All writing will undergo the writing process, including group generativity activities, in-class writing sessions, and peer review. The activity is also learner driven in that students get to pick the object of their analysis. Students will be using CC search, which provides them with an opportunity to search for and work with open source materials.

I plan on doing this activity this semester, so I’ve provided a rough outline of what the lesson looks like.

Create a “how to” manual of rhetoric analysis

  1. Have students create visuals of their interpretation of the rhetorical triangle
    1. This will help them see what they understand and I will be able to work with them on their terms. I’m not looking to see if they remember the terms logos, pathos, and ethos; rather, I’m looking to see if students can recognize emotional arguments, a credentialed writer, and the reasonable use of facts.
  2. Find source using CC search only
    1. I’ve done some searches using this.
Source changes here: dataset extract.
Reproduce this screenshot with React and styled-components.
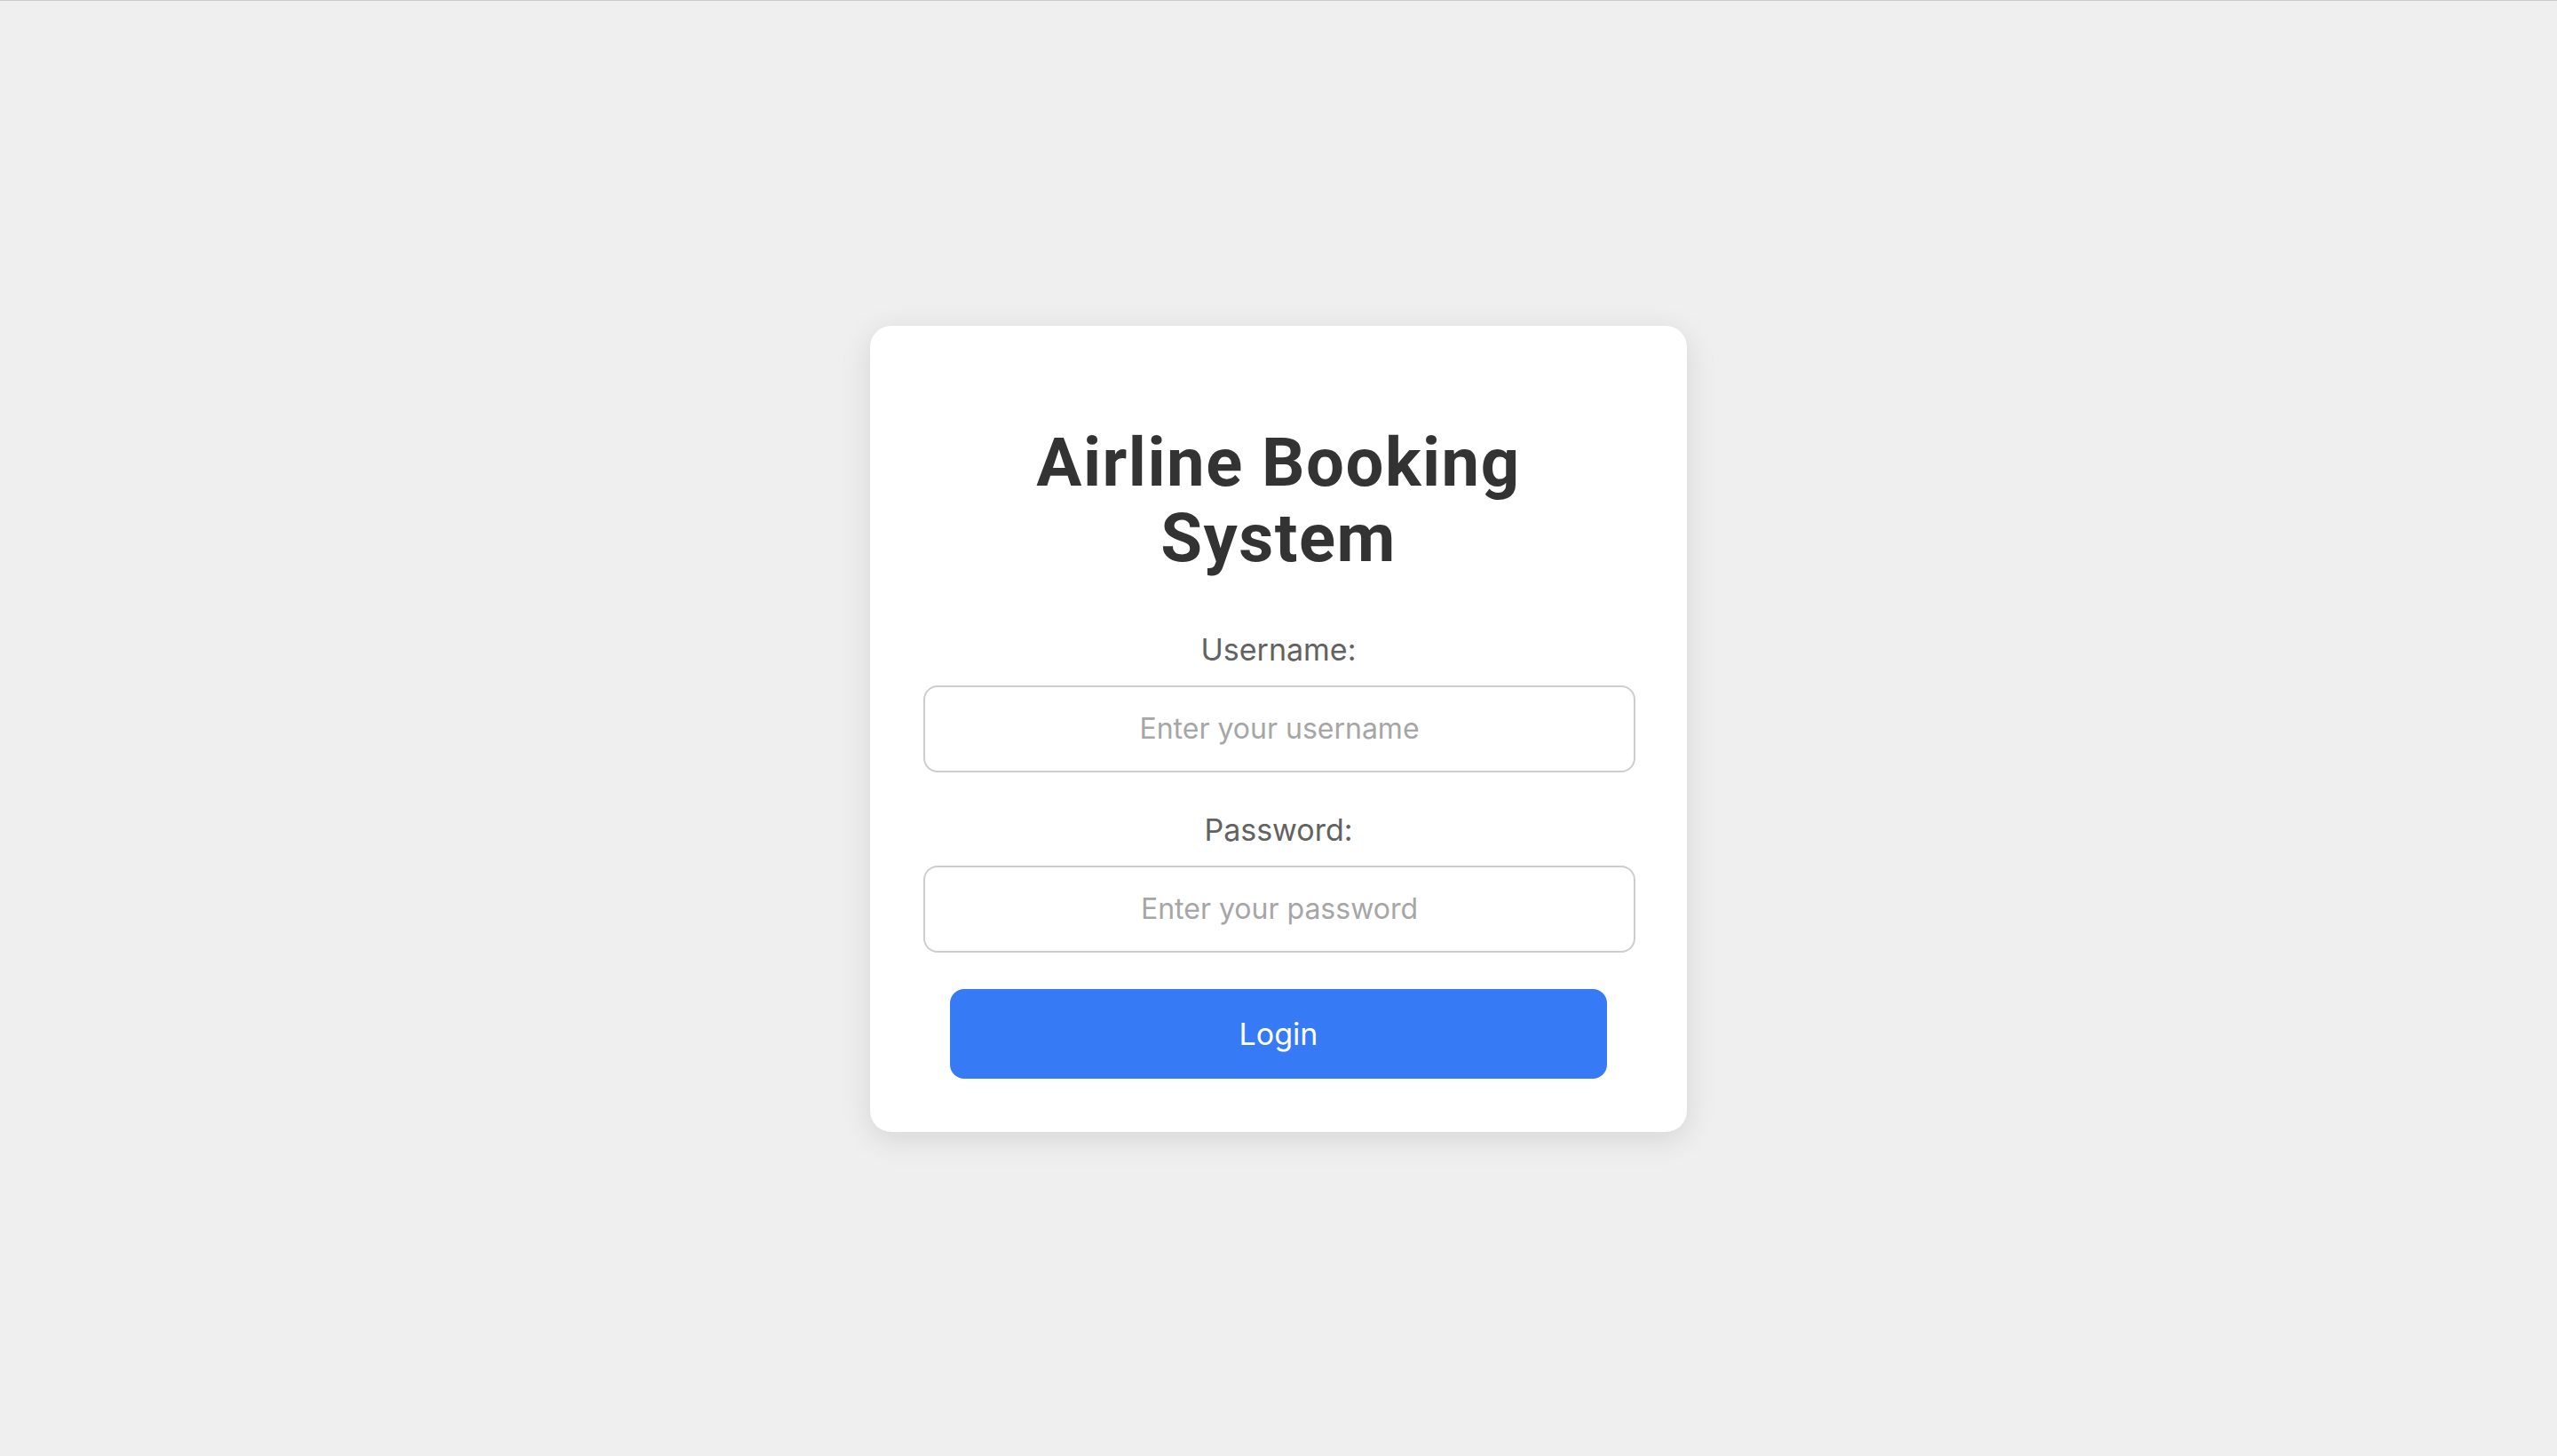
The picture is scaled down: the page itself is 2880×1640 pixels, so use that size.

I think students will be able to find something to use.
  3. Have students apply the rhetorical triangle to whatever they found on CC Search
    1. They may use the visual they created as a framework for looking at the object of analysis.
  4. Take the source and using the rhetorical triangle, annotate it in some way that helps the next person.
    1. Together brainstorm how to annotate a video, image, song, song + video, vine, snapchat story, Instagram post, post on any other social media, provided they found the object of CC search. (Finding the object will have to be done in class.)
    2. Together create some kind of visual annotation that can go into a book
  5. Brainstorm or generate ideas for rhetoric analysis by talking about the objects in class.
    1. Depending on the class, this could be small groups or pairs.
  6. Computer lab for writing essay 2
    1. This is the second rhetorical analysis they’ve done, so I don’t know we will need two classes in the lab. Maybe. I’ll ask.
  7. Proceed with revision activities as normal.

Essay 3 – Process analysis essay detailing the writing of essay 2.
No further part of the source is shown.